EXERCISE INSTRUCTIONS: Set down each line of the data below exactly as it stands, dropping the pictures.

══ RECORDED INFORMATION

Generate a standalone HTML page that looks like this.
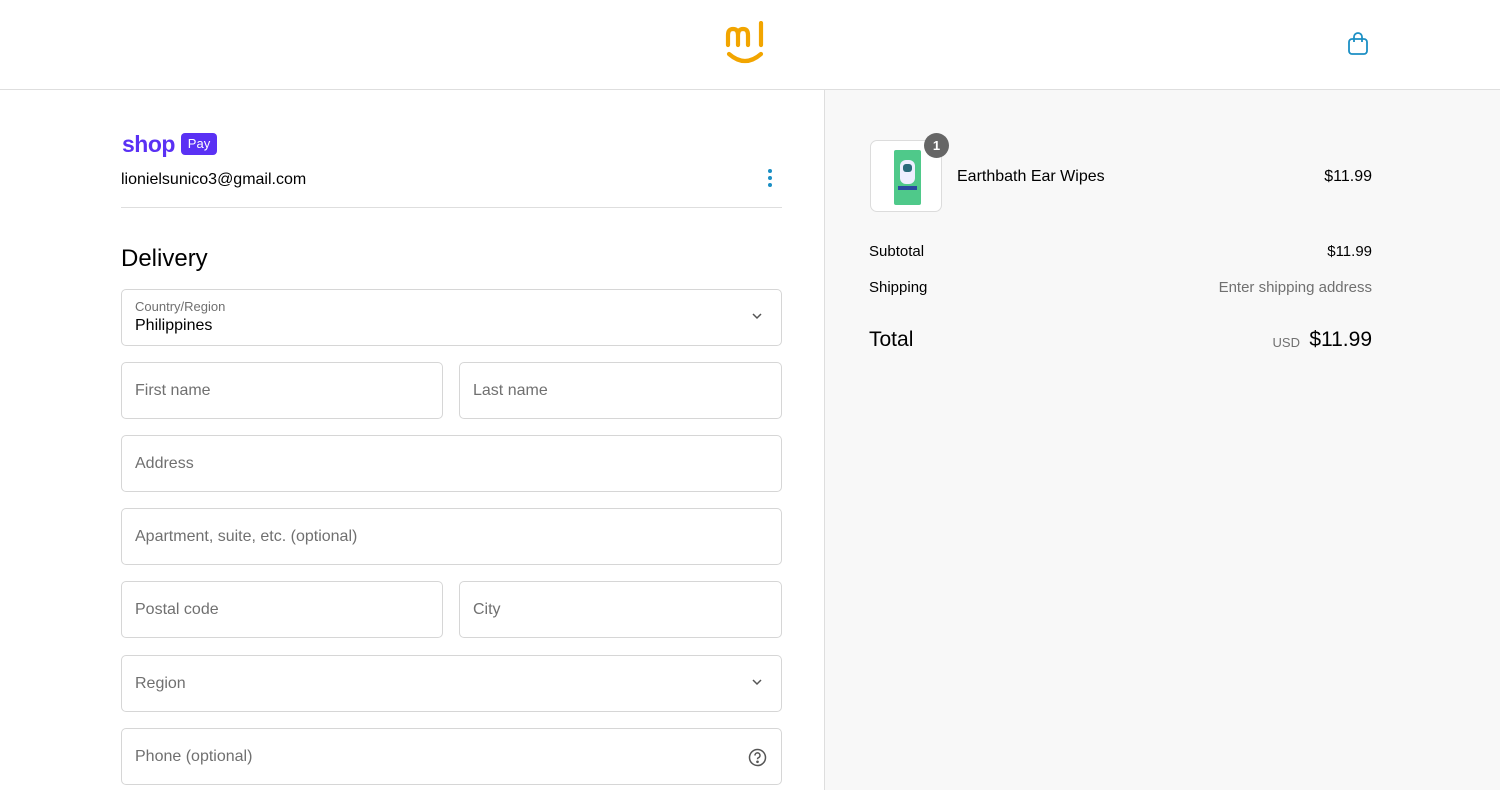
<!DOCTYPE html>
<html><head><meta charset="utf-8"><style>
*{box-sizing:border-box;margin:0;padding:0}
body{width:1500px;height:790px;overflow:hidden;font-family:"Liberation Sans",Arial,sans-serif;background:#fff;color:#000;position:relative}
.hdr{position:absolute;left:0;top:0;width:1500px;height:90px;border-bottom:1px solid #dedede;background:#fff}
.right{position:absolute;left:824px;top:90px;width:676px;height:700px;background:#f8f8f8;border-left:1px solid #dedede}
.f{position:absolute;border:1px solid #d6d6d6;border-radius:5px;background:#fff;height:57px;font-size:16px;color:#707070;padding-left:13px;display:flex;align-items:center}
.chev{position:absolute;right:18px;top:22px}
.t{position:absolute;font-size:16px}
</style></head><body>
<div class="hdr">
<svg style="position:absolute;left:724px;top:21px" width="44" height="44" viewBox="0 0 44 44">
<g fill="none" stroke="#f2a500" stroke-width="4.2" stroke-linecap="round">
<path d="M4 24V14q0-6 5-6q5 0 5 6v10M14 14q0-6 5-6q5 0 5 6v10"/>
<path d="M37 2v22"/>
<path d="M5 33q16 14 32 0"/></g></svg>
<svg style="position:absolute;left:1346px;top:31px" width="24" height="26" viewBox="0 0 24 26" fill="none" stroke="#1b8fc4" stroke-width="1.8"><rect x="3" y="8" width="18" height="15" rx="3"/><path d="M8 11V6a4 4 0 0 1 8 0v5"/></svg>
</div>
<div style="position:absolute;left:122px;top:131px;font-size:23px;font-weight:bold;color:#5a31f4;letter-spacing:-0.5px">shop</div>
<div style="position:absolute;left:181px;top:133px;width:36px;height:22px;background:#5a31f4;border-radius:4px;color:#fff;font-size:13px;text-align:center;line-height:22px">Pay</div>
<div class="t" style="left:121px;top:171px">lionielsunico3@gmail.com</div>
<svg style="position:absolute;left:766px;top:168px" width="8" height="20"><circle cx="4" cy="3" r="2" fill="#1b8fc4"/><circle cx="4" cy="10" r="2" fill="#1b8fc4"/><circle cx="4" cy="17" r="2" fill="#1b8fc4"/></svg>
<div style="position:absolute;left:121px;top:207px;width:661px;height:1px;background:#dedede"></div>
<div style="position:absolute;left:121px;top:245px;font-size:24px">Delivery</div>
<div class="f" style="left:121px;top:289px;width:661px;display:block;padding-top:9px"><div style="font-size:13px;color:#707070">Country/Region</div><div style="font-size:16px;color:#000;margin-top:3px">Philippines</div><svg class="chev" width="12" height="8"><path d="M2 2l4 4 4-4" fill="none" stroke="#555" stroke-width="1.5"/></svg></div>
<div class="f" style="left:121px;top:362px;width:322px">First name</div>
<div class="f" style="left:459px;top:362px;width:323px">Last name</div>
<div class="f" style="left:121px;top:435px;width:661px">Address</div>
<div class="f" style="left:121px;top:508px;width:661px">Apartment, suite, etc. (optional)</div>
<div class="f" style="left:121px;top:581px;width:322px">Postal code</div>
<div class="f" style="left:459px;top:581px;width:323px">City</div>
<div class="f" style="left:121px;top:655px;width:661px">Region<svg class="chev" width="12" height="8"><path d="M2 2l4 4 4-4" fill="none" stroke="#555" stroke-width="1.5"/></svg></div>
<div class="f" style="left:121px;top:728px;width:661px">Phone (optional)<svg style="position:absolute;right:14px;top:19px" width="19" height="19" viewBox="0 0 19 19" fill="none" stroke="#555" stroke-width="1.5"><circle cx="9.5" cy="9.5" r="8"/><path d="M7 7.5a2.5 2.5 0 1 1 3.2 2.3c-.6.3-.7.7-.7 1.5"/><circle cx="9.5" cy="13.8" r=".6" fill="#555"/></svg></div>
<div class="right">
<div style="position:absolute;left:45px;top:50px;width:72px;height:72px;border:1px solid #dcdcdc;border-radius:7px;background:#fff">
<div style="position:absolute;left:23px;top:9px;width:27px;height:55px;background:#4fc98a;border-radius:2px"><div style="position:absolute;left:6px;top:10px;width:15px;height:24px;background:#eef;border-radius:6px"></div><div style="position:absolute;left:9px;top:14px;width:9px;height:8px;background:#2a6a7a;border-radius:3px"></div><div style="position:absolute;left:4px;top:36px;width:19px;height:4px;background:#2a4aa0"></div></div></div>
<div style="position:absolute;left:99px;top:43px;width:25px;height:25px;border-radius:50%;background:#666;color:#fff;font-size:13px;font-weight:bold;text-align:center;line-height:25px">1</div>
<div class="t" style="left:132px;top:78px">Earthbath Ear Wipes</div>
<div class="t" style="right:128px;top:78px">$11.99</div>
<div class="t" style="left:44px;top:153px;font-size:15px">Subtotal</div>
<div class="t" style="right:128px;top:153px;font-size:15px">$11.99</div>
<div class="t" style="left:44px;top:189px;font-size:15px">Shipping</div>
<div class="t" style="right:128px;top:189px;font-size:15px;color:#707070">Enter shipping address</div>
<div class="t" style="left:44px;top:238px;font-size:21px">Total</div>
<div class="t" style="right:200px;top:245px;font-size:13px;color:#707070">USD</div>
<div class="t" style="right:128px;top:238px;font-size:21px">$11.99</div>
</div>
</body></html>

════

ANSWER TO THE PROBLEM:
Generate a standalone HTML page that looks like this.
<!DOCTYPE html>
<html><head><meta charset="utf-8"><style>
*{box-sizing:border-box;margin:0;padding:0}
body{width:1500px;height:790px;overflow:hidden;font-family:"Liberation Sans",Arial,sans-serif;background:#fff;color:#000;position:relative}
.hdr{position:absolute;left:0;top:0;width:1500px;height:90px;border-bottom:1px solid #dedede;background:#fff}
.right{position:absolute;left:824px;top:90px;width:676px;height:700px;background:#f8f8f8;border-left:1px solid #dedede}
.f{position:absolute;border:1px solid #d6d6d6;border-radius:5px;background:#fff;height:57px;font-size:16px;color:#707070;padding-left:13px;display:flex;align-items:center}
.chev{position:absolute;right:18px;top:22px}
.t{position:absolute;font-size:16px}
</style></head><body>
<div class="hdr">
<svg style="position:absolute;left:724px;top:21px" width="44" height="44" viewBox="0 0 44 44">
<g fill="none" stroke="#f2a500" stroke-width="4.2" stroke-linecap="round">
<path d="M4 24V14q0-6 5-6q5 0 5 6v10M14 14q0-6 5-6q5 0 5 6v10"/>
<path d="M37 2v22"/>
<path d="M5 33q16 14 32 0"/></g></svg>
<svg style="position:absolute;left:1346px;top:31px" width="24" height="26" viewBox="0 0 24 26" fill="none" stroke="#1b8fc4" stroke-width="1.8"><rect x="3" y="8" width="18" height="15" rx="3"/><path d="M8 11V6a4 4 0 0 1 8 0v5"/></svg>
</div>
<div style="position:absolute;left:122px;top:131px;font-size:23px;font-weight:bold;color:#5a31f4;letter-spacing:-0.5px">shop</div>
<div style="position:absolute;left:181px;top:133px;width:36px;height:22px;background:#5a31f4;border-radius:4px;color:#fff;font-size:13px;text-align:center;line-height:22px">Pay</div>
<div class="t" style="left:121px;top:171px">lionielsunico3@gmail.com</div>
<svg style="position:absolute;left:766px;top:168px" width="8" height="20"><circle cx="4" cy="3" r="2" fill="#1b8fc4"/><circle cx="4" cy="10" r="2" fill="#1b8fc4"/><circle cx="4" cy="17" r="2" fill="#1b8fc4"/></svg>
<div style="position:absolute;left:121px;top:207px;width:661px;height:1px;background:#dedede"></div>
<div style="position:absolute;left:121px;top:245px;font-size:24px">Delivery</div>
<div class="f" style="left:121px;top:289px;width:661px;display:block;padding-top:9px"><div style="font-size:13px;color:#707070">Country/Region</div><div style="font-size:16px;color:#000;margin-top:3px">Philippines</div><svg class="chev" width="12" height="8"><path d="M2 2l4 4 4-4" fill="none" stroke="#555" stroke-width="1.5"/></svg></div>
<div class="f" style="left:121px;top:362px;width:322px">First name</div>
<div class="f" style="left:459px;top:362px;width:323px">Last name</div>
<div class="f" style="left:121px;top:435px;width:661px">Address</div>
<div class="f" style="left:121px;top:508px;width:661px">Apartment, suite, etc. (optional)</div>
<div class="f" style="left:121px;top:581px;width:322px">Postal code</div>
<div class="f" style="left:459px;top:581px;width:323px">City</div>
<div class="f" style="left:121px;top:655px;width:661px">Region<svg class="chev" width="12" height="8"><path d="M2 2l4 4 4-4" fill="none" stroke="#555" stroke-width="1.5"/></svg></div>
<div class="f" style="left:121px;top:728px;width:661px">Phone (optional)<svg style="position:absolute;right:14px;top:19px" width="19" height="19" viewBox="0 0 19 19" fill="none" stroke="#555" stroke-width="1.5"><circle cx="9.5" cy="9.5" r="8"/><path d="M7 7.5a2.5 2.5 0 1 1 3.2 2.3c-.6.3-.7.7-.7 1.5"/><circle cx="9.5" cy="13.8" r=".6" fill="#555"/></svg></div>
<div class="right">
<div style="position:absolute;left:45px;top:50px;width:72px;height:72px;border:1px solid #dcdcdc;border-radius:7px;background:#fff">
<div style="position:absolute;left:23px;top:9px;width:27px;height:55px;background:#4fc98a;border-radius:2px"><div style="position:absolute;left:6px;top:10px;width:15px;height:24px;background:#eef;border-radius:6px"></div><div style="position:absolute;left:9px;top:14px;width:9px;height:8px;background:#2a6a7a;border-radius:3px"></div><div style="position:absolute;left:4px;top:36px;width:19px;height:4px;background:#2a4aa0"></div></div></div>
<div style="position:absolute;left:99px;top:43px;width:25px;height:25px;border-radius:50%;background:#666;color:#fff;font-size:13px;font-weight:bold;text-align:center;line-height:25px">1</div>
<div class="t" style="left:132px;top:78px">Earthbath Ear Wipes</div>
<div class="t" style="right:128px;top:78px">$11.99</div>
<div class="t" style="left:44px;top:153px;font-size:15px">Subtotal</div>
<div class="t" style="right:128px;top:153px;font-size:15px">$11.99</div>
<div class="t" style="left:44px;top:189px;font-size:15px">Shipping</div>
<div class="t" style="right:128px;top:189px;font-size:15px;color:#707070">Enter shipping address</div>
<div class="t" style="left:44px;top:238px;font-size:21px">Total</div>
<div class="t" style="right:200px;top:245px;font-size:13px;color:#707070">USD</div>
<div class="t" style="right:128px;top:238px;font-size:21px">$11.99</div>
</div>
</body></html>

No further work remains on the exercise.